M. Cordeau: Alors, les coopératives ne peuvent pas faire
d'erreur. Une compagnie peut faire des erreurs, mais une coopérative ne
peut pas faire d'erreur...
Le Président (M. Laberge): M. le député de
Saint-Hyacinthe.
M. Cordeau: ... concernant le prix à être
fixé pour un logis.
Le Président (M. Laberge): M. le député de
Saint-Hyacinthe, je vous remercie. On me fait part que selon l'expression
latine, tempus fugit. Je donnerais la parole au ministre pour la
conclusion.
M. Tardif: M. le Président, je désire, encore une
fois, remercier la Commission des services juridiques pour son mémoire
et ses représentations. J'ai pris bonne note des autres points,
même de ceux qui n'ont pas été évoqués ce
matin, notamment sur la publicité qu'il y a lieu de faire autour de la
loi, de la réglementation. D'ailleurs, à ce sujet-là, je
désire remercier la Commission des services juridiques qui, à
l'intérieur de sa minute juridique, fait une large part à la loi
de conciliation présentement et j'imagine, éventuellement,
à la loi 107.
D'ailleurs, j'ai souventefois cité en exemple la publicité
de la Commission des services juridiques auprès de la régie en
disant: Voilà ce qu'on devrait faire.
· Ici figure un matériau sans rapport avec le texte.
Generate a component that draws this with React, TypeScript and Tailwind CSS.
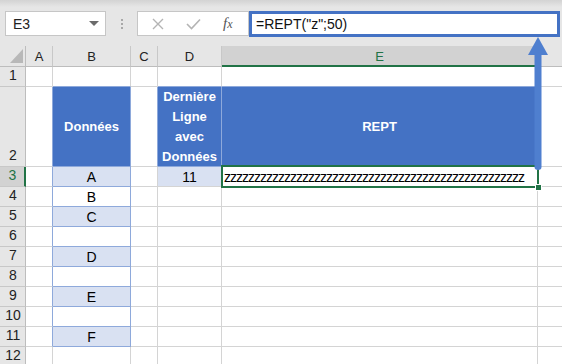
import React from "react";

const COLS = [26, 27, 78, 27, 64, 316, 40];
const LETTERS = ["", "A", "B", "C", "D", "E", ""];
const ROW_H = [20, 80, 20, 20, 20, 20, 20, 20, 20, 20, 20, 20];
const B_VALS: Record<number, string> = { 3: "A", 4: "B", 5: "C", 7: "D", 9: "E", 11: "F" };

const GRID = "#d4d4d4";
const BLUE_B = "#8ea9db";

function Cell({
  w,
  h,
  bg,
  br,
  bb,
  children,
  className = "",
}: {
  w: number;
  h: number;
  bg?: string;
  br?: string;
  bb?: string;
  children?: React.ReactNode;
  className?: string;
}) {
  return (
    <div
      className={"shrink-0 border-r border-b box-border " + className}
      style={{ width: w, height: h, background: bg ?? "#ffffff", borderRightColor: br ?? GRID, borderBottomColor: bb ?? GRID }}
    >
      {children}
    </div>
  );
}

function FormulaBar() {
  return (
    <div className="h-[46px] flex items-start pt-[11px] bg-[linear-gradient(to_bottom,#d3d3d3,#e6e6e6_7px,#e6e6e6)]">
      <div className="ml-[5px] w-[101px] h-[25px] bg-white border border-[#c6c6c6] flex items-center justify-between pl-[7px] pr-[6px] box-border">
        <span className="text-[14px] text-[#222] leading-none">E3</span>
        <svg width="10" height="6" viewBox="0 0 10 6">
          <path d="M0 0 L10 0 L5 5 Z" fill="#6b6b6b" />
        </svg>
      </div>
      <div className="w-[31px] h-[25px] flex flex-col items-center justify-center gap-[2px]">
        <div className="w-[2px] h-[2px] bg-[#a8a8a8]" />
        <div className="w-[2px] h-[2px] bg-[#a8a8a8]" />
        <div className="w-[2px] h-[2px] bg-[#a8a8a8]" />
      </div>
      <div className="w-[112px] h-[25px] bg-white border border-[#c6c6c6] box-border flex items-center">
        <svg className="ml-[14px]" width="12" height="12" viewBox="0 0 12 12">
          <path d="M1 1 L11 11 M11 1 L1 11" stroke="#b4b4b4" strokeWidth="1.4" fill="none" />
        </svg>
        <svg className="ml-[22px]" width="15" height="12" viewBox="0 0 15 12">
          <path d="M1 6 L5.5 10.5 L14 1.5" stroke="#b4b4b4" strokeWidth="1.6" fill="none" />
        </svg>
        <span className="ml-[22px] text-[15px] italic text-[#555] font-['Liberation_Serif',serif] leading-none">
          f<span className="text-[12px]">x</span>
        </span>
      </div>
      <div className="w-[311px] h-[26px] border-[3px] border-[#4472c4] bg-white box-border flex items-center pl-[4px]">
        <span className="text-[14px] text-[#111] leading-none">=REPT("z";50)</span>
      </div>
    </div>
  );
}

function HeaderRow() {
  return (
    <div className="flex">
      {COLS.map((w, i) => {
        if (i === 0) {
          return (
            <div
              key={i}
              className="relative shrink-0 h-[21px] bg-[#e6e6e6] border-r border-b border-r-[#bdbdbd] border-b-[#bdbdbd] box-border"
              style={{ width: w }}
            >
              <svg className="absolute left-[10px] top-[3px]" width="13" height="14" viewBox="0 0 13 14">
                <path d="M13 0 L13 14 L0 14 Z" fill="#b8b8b8" />
              </svg>
            </div>
          );
        }
        const sel = i === 5;
        return (
          <div
            key={i}
            className={
              "shrink-0 h-[21px] box-border flex items-center justify-center text-[13px] leading-none " +
              (sel
                ? "bg-[#d2d2d2] text-[#217346] border-b-2 border-b-[#217346] border-r border-r-[#bdbdbd]"
                : "bg-[#e6e6e6] text-[#222] border-r border-b border-r-[#c8c8c8] border-b-[#bdbdbd]")
            }
            style={{ width: w }}
          >
            <span className={sel ? "mt-[1px]" : ""}>{LETTERS[i]}</span>
          </div>
        );
      })}
    </div>
  );
}

function Row({ r }: { r: number }) {
  const h = ROW_H[r - 1];
  const selRow = r === 3;
  const bBand = r >= 3 && r <= 11 && r % 2 === 1;
  const bCells = r >= 2 && r <= 11;

  return (
    <div className="flex">
      {/* row header */}
      <div
        className={
          "shrink-0 box-border flex items-end justify-center pb-[4px] text-[14px] leading-none " +
          (selRow
            ? "bg-[#d2d2d2] text-[#217346] border-r-2 border-r-[#217346] border-b border-b-[#c8c8c8]"
            : "bg-[#e6e6e6] text-[#222] border-r border-b border-r-[#bdbdbd] border-b-[#c8c8c8]")
        }
        style={{ width: 26, height: h }}
      >
        <span className="pl-[1px]">{r}</span>
      </div>
      {/* A */}
      <Cell w={27} h={h} br={bCells ? BLUE_B : GRID} />
      {/* B */}
      <Cell
        w={78}
        h={h}
        bg={r === 2 ? "#4472c4" : bBand ? "#d9e1f2" : "#ffffff"}
        br={bCells ? BLUE_B : GRID}
        bb={r >= 1 && r <= 11 ? BLUE_B : GRID}
        className="flex items-center justify-center"
      >
        {r === 2 ? (
          <span className="text-white font-bold text-[13px] leading-none">Données</span>
        ) : (
          <span className="text-[14px] text-black leading-none mt-[1px]">{B_VALS[r] ?? ""}</span>
        )}
      </Cell>
      {/* C */}
      <Cell w={27} h={h} br={r === 2 ? BLUE_B : GRID} />
      {/* D */}
      <Cell
        w={64}
        h={h}
        bg={r === 2 ? "#4472c4" : r === 3 ? "#d9e1f2" : "#ffffff"}
        br={r === 2 || r === 3 ? BLUE_B : GRID}
        bb={r === 1 || r === 2 ? BLUE_B : GRID}
        className="flex items-center justify-center"
      >
        {r === 2 && (
          <div className="text-white font-bold text-[13px] leading-[20px] text-center">
            Dernière
            <br />
            Ligne
            <br />
            avec
            <br />
            Données
          </div>
        )}
        {r === 3 && <span className="text-[14px] text-black leading-none mt-[1px]">11</span>}
      </Cell>
      {/* E */}
      <Cell
        w={316}
        h={h}
        bg={r === 2 ? "#4472c4" : "#ffffff"}
        br={r === 2 ? BLUE_B : GRID}
        bb={r === 1 ? BLUE_B : GRID}
        className={"flex items-center" + (r === 3 ? " relative z-10" : "")}
      >
        {r === 2 && (
          <span className="w-full text-center text-white font-bold text-[13px] leading-none">REPT</span>
        )}
        {r === 3 && (
          <>
            <span className="pl-[2px] text-[14px] text-black leading-none tracking-[-1px] mt-[1px] whitespace-nowrap">
              {"z".repeat(50)}
            </span>
            <div className="absolute left-[-1px] top-[-2px] right-[-2px] bottom-[-2px] border-2 border-[#217346] pointer-events-none" />
            <div className="absolute right-[-5px] bottom-[-5px] w-[7px] h-[7px] bg-[#217346] border border-white" />
          </>
        )}
      </Cell>
      {/* F */}
      <Cell w={40} h={h} />
    </div>
  );
}

export default function App() {
  return (
    <div className="relative w-[562px] h-[364px] overflow-hidden bg-white font-['Liberation_Sans',Arial,sans-serif]">
      <FormulaBar />
      <HeaderRow />
      {Array.from({ length: 12 }, (_, i) => (
        <Row key={i} r={i + 1} />
      ))}
      <svg className="absolute left-[526px] top-[36px] z-20" width="24" height="136" viewBox="0 0 24 136">
        <path d="M12 1 L22 19 L2 19 Z" fill="#4f7fcf" />
        <path d="M8.5 19 L15.5 19 L15.5 131 Q15.5 134 12 134 Q8.5 134 8.5 131 Z" fill="#4f7fcf" />
      </svg>
    </div>
  );
}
A ce sujet, je suis donc tout
à fait d'accord non seulement avec la suggestion, mais même avec
la façon dont elle se pratique à la commisson et,
là-dessus, je remercie encore une fois la commission.
Le Président (M. Laberge): J'en profite pour remercier les
membres de la Commission des services juridiques qui se sont fait entendre.
Sans plus tarder, je déclare que cette commission des affaires
municipales ajourne ses travaux sine die.